Iron deficiency anemia is a common condition that's treated with iron supplementation. Taking iron supplements as pills can irritate the lining of your esophagus and lead to acid reflux.

Research has suggested that iron erodes the mucosa of the gastrointestinal (GI) tract. Researchers commented that iron pill–induced gastritis (inflammation of the stomach lining) has only been documented when iron supplementation is given in pill form, not in liquid form.

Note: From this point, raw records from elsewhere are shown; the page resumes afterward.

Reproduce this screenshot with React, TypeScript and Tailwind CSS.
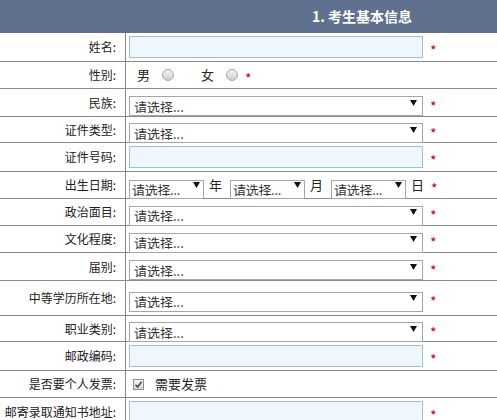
import React from "react";

const font = { fontFamily: '"Noto Sans CJK SC", "Noto Sans", sans-serif' };

function Star() {
  return (
    <span className="ml-[7px] translate-y-[3px] text-[14px] leading-none text-[#cc0000]">*</span>
  );
}

function TextInput() {
  return (
    <input
      type="text"
      className="h-[22px] w-[294px] border border-[#a3bfcd] bg-[#eef7fd] px-1 text-[13px] outline-none"
    />
  );
}

function Select({ w = "w-[294px]", h = "h-[20px]", small = false }: { w?: string; h?: string; small?: boolean }) {
  return (
    <div className={`relative ${w} ${h}`}>
      <select
        className={`h-full w-full appearance-none border border-[#a6a6a6] bg-white text-[13px] leading-none text-[#333] outline-none ${
          small ? "pl-[2px] tracking-[-0.3px]" : "pl-[4px]"
        }`}
      >
        <option>请选择...</option>
      </select>
      <svg
        className={`pointer-events-none absolute top-1/2 -translate-y-1/2 ${small ? "right-[4px]" : "right-[6px]"}`}
        width="7"
        height="6"
        viewBox="0 0 7 6"
      >
        <path d="M0 0H7L3.5 6Z" fill="#111" />
      </svg>
    </div>
  );
}

function Radio() {
  return (
    <span className="inline-block h-[12px] w-[12px] rounded-full border border-[#a8a8a8] bg-linear-to-b from-[#f2f2f2] to-[#cfcfcf]" />
  );
}

function Row({
  label,
  h,
  children,
}: {
  label: string;
  h: string;
  children: React.ReactNode;
}) {
  return (
    <div className={`flex ${h} border-b border-[#8a8a8a]`}>
      <div className="flex w-[126px] shrink-0 items-center justify-end border-r border-[#8a8a8a] pr-[9px] text-[12px] text-[#222]">
        {label}:
      </div>
      <div className="flex flex-1 items-center pl-[3px]">{children}</div>
    </div>
  );
}

export default function App() {
  return (
    <div className="w-[497px] bg-white" style={font}>
      <div className="flex h-[33px] items-center bg-[#60708f] pl-[312px] text-[14px] font-bold text-white">
        1. 考生基本信息
      </div>

      <Row label="姓名" h="h-[29px]">
        <TextInput />
        <Star />
      </Row>

      <Row label="性别" h="h-[27px]">
        <span className="ml-[8px] text-[13px] text-[#222]">男</span>
        <span className="ml-[12px] flex items-center">
          <Radio />
        </span>
        <span className="ml-[27px] text-[13px] text-[#222]">女</span>
        <span className="ml-[12px] flex items-center">
          <Radio />
        </span>
        <Star />
      </Row>

      <Row label="民族" h="h-[28px]">
        <Select />
        <Star />
      </Row>

      <Row label="证件类型" h="h-[26px]">
        <Select />
        <Star />
      </Row>

      <Row label="证件号码" h="h-[29px]">
        <TextInput />
        <Star />
      </Row>

      <Row label="出生日期" h="h-[27px]">
        <Select w="w-[75px]" h="h-[19px]" small />
        <span className="ml-[5px] mr-[8px] text-[13px] text-[#222]">年</span>
        <Select w="w-[75px]" h="h-[19px]" small />
        <span className="ml-[5px] mr-[8px] text-[13px] text-[#222]">月</span>
        <Select w="w-[75px]" h="h-[19px]" small />
        <span className="ml-[5px] text-[13px] text-[#222]">日</span>
        <Star />
      </Row>

      <Row label="政治面目" h="h-[27px]">
        <Select />
        <Star />
      </Row>

      <Row label="文化程度" h="h-[27px]">
        <Select />
        <Star />
      </Row>

      <Row label="届别" h="h-[28px]">
        <Select />
        <Star />
      </Row>

      <Row label="中等学历所在地" h="h-[35px]">
        <Select />
        <Star />
      </Row>

      <Row label="职业类别" h="h-[26px]">
        <Select />
        <Star />
      </Row>

      <Row label="邮政编码" h="h-[29px]">
        <TextInput />
        <Star />
      </Row>

      <Row label="是否要个人发票" h="h-[27px]">
        <span className="ml-[4px] flex h-[11px] w-[11px] items-center justify-center border border-[#8f8f8f] bg-linear-to-b from-[#f4f4f4] to-[#d6d6d6]">
          <svg width="9" height="9" viewBox="0 0 9 9">
            <path d="M1.5 4.8L3.6 7L7.6 1.8" stroke="#4a4a4a" strokeWidth="1.6" fill="none" />
          </svg>
        </span>
        <span className="ml-[11px] text-[13px] text-[#222]">需要发票</span>
      </Row>

      <Row label="邮寄录取通知书地址" h="h-[29px]">
        <TextInput />
        <Star />
      </Row>
    </div>
  );
}
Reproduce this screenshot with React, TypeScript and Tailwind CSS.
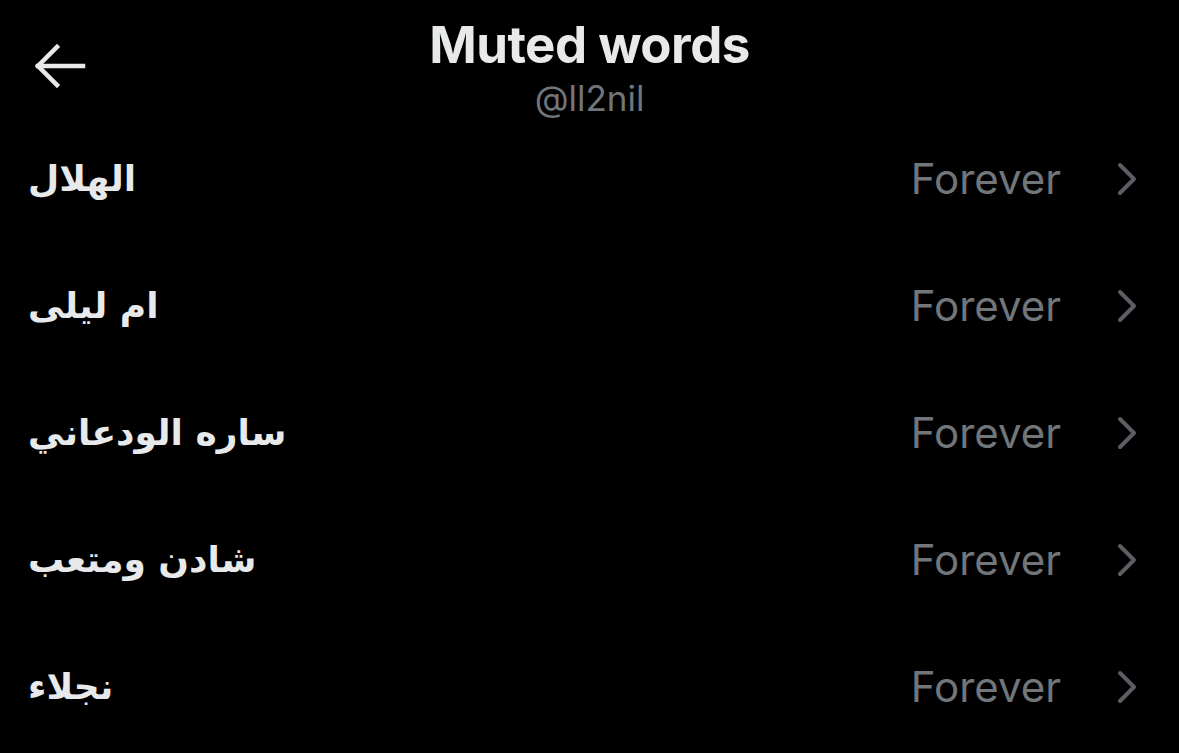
import React from 'react';

const words = ['الهلال', 'ام ليلى', 'ساره الودعاني', 'شادن ومتعب', 'نجلاء'];

function BackArrow() {
  return (
    <svg width="54" height="46" viewBox="0 0 54 46" fill="none" stroke="#e7e9ea" strokeWidth="4.5" strokeLinecap="square">
      <path d="M5 23 H50" />
      <path d="M24 4 L5 23 L24 42" strokeLinejoin="miter" />
    </svg>
  );
}

function Chevron() {
  return (
    <svg width="24" height="34" viewBox="0 0 24 34" fill="none" stroke="#5b5f63" strokeWidth="4" strokeLinecap="round" strokeLinejoin="round">
      <path d="M5 3 L19 17 L5 31" />
    </svg>
  );
}

export default function App() {
  return (
    <div className="w-[1179px] h-[753px] bg-black overflow-hidden text-[#e7e9ea]" style={{ fontFamily: 'Inter, "DejaVu Sans", sans-serif' }}>
      {/* Header */}
      <div className="relative h-[115px] flex flex-col items-center pt-[18px]">
        <div className="absolute left-[33px] top-[43px]">
          <BackArrow />
        </div>
        <h1 className="text-[51px] leading-[54px] font-bold tracking-[-0.5px]">Muted words</h1>
        <div className="text-[35px] leading-[40px] text-[#71767b] mt-[6px]">@ll2nil</div>
      </div>

      {/* Muted words list */}
      <div className="flex flex-col">
        {words.map((w) => (
          <div key={w} className="h-[127px] flex items-center pl-[28px] pr-[40px]">
            <div dir="rtl" className="flex-1 text-left text-[36px] font-bold" style={{ fontFamily: '"DejaVu Sans", sans-serif' }}>
              <span className="inline-block">{w}</span>
            </div>
            <span className="text-[42px] text-[#71767b] mr-[54px]">Forever</span>
            <Chevron />
          </div>
        ))}
      </div>
    </div>
  );
}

Ask a healthcare provider for alternative forms of iron supplements, or reduce the odds of reflux by taking the pills sitting up or standing, not lying down.

Potassium Supplements

These supplements are often taken to help normalize high blood pressure, but they can irritate the lining of the esophagus, said Dr. Kaul.

Not every person who takes potassium is going to experience heartburn. But to reduce the chances, be sure to take the medicine while sitting up, and wash it down with plenty of water.

If you still feel the burn, ask a healthcare provider for another type of blood pressure medication or for a slow-release enteric-coated version of potassium.

Dietary supplements are minimally regulated by the FDA and may or may not be suitable for you. The effects of supplements vary from person to person and depend on many variables, including type, dosage, frequency of use, and interactions with current medications. Please speak with your healthcare provider or pharmacist before starting any supplements.

How To Reduce Heartburn Risk

Along with talking to a healthcare provider about alternative medications that don't cause heartburn, there are many lifestyle changes that can reduce or prevent heartburn. Incorporating these changes into your daily routine may help:

  • Not lying down within a few hours of eating a meal or taking medication
  • Eating smaller meals
  • Losing weight if needed
  • Avoiding tight-fitting clothes

There are also a number of foods and drinks for you to avoid that can trigger heartburn. They include:

  • Alcohol
  • Carbonated drinks
  • Citrus fruits and juices
  • Caffeine (including chocolate)
  • Full-fat dairy products
  • Mint (e.g., peppermint, spearmint)
  • Spicy, fatty, or fried foods
  • Tomatoes and tomato sauces

Also, take medications with water and, if it's okay to do so, with food. Check with a healthcare provider for each medication to make sure that food doesn't intervene with how the medications are absorbed in your body. Additionally, you don't want to change or stop any medications without talking with a healthcare provider first.

A Quick Review

One cause of heartburn can be medications, such as antibiotics, sleeping pills, and bone-strengthening drugs. If you're taking any medicines that may be giving you heartburn, talk with a healthcare provider about other treatment options.

You can also help reduce or prevent heartburn with lifestyle changes, like not wearing tight-fitting clothes or avoiding foods and drinks that trigger heartburn. But seek medical attention if you still have heartburn issues that won't let up.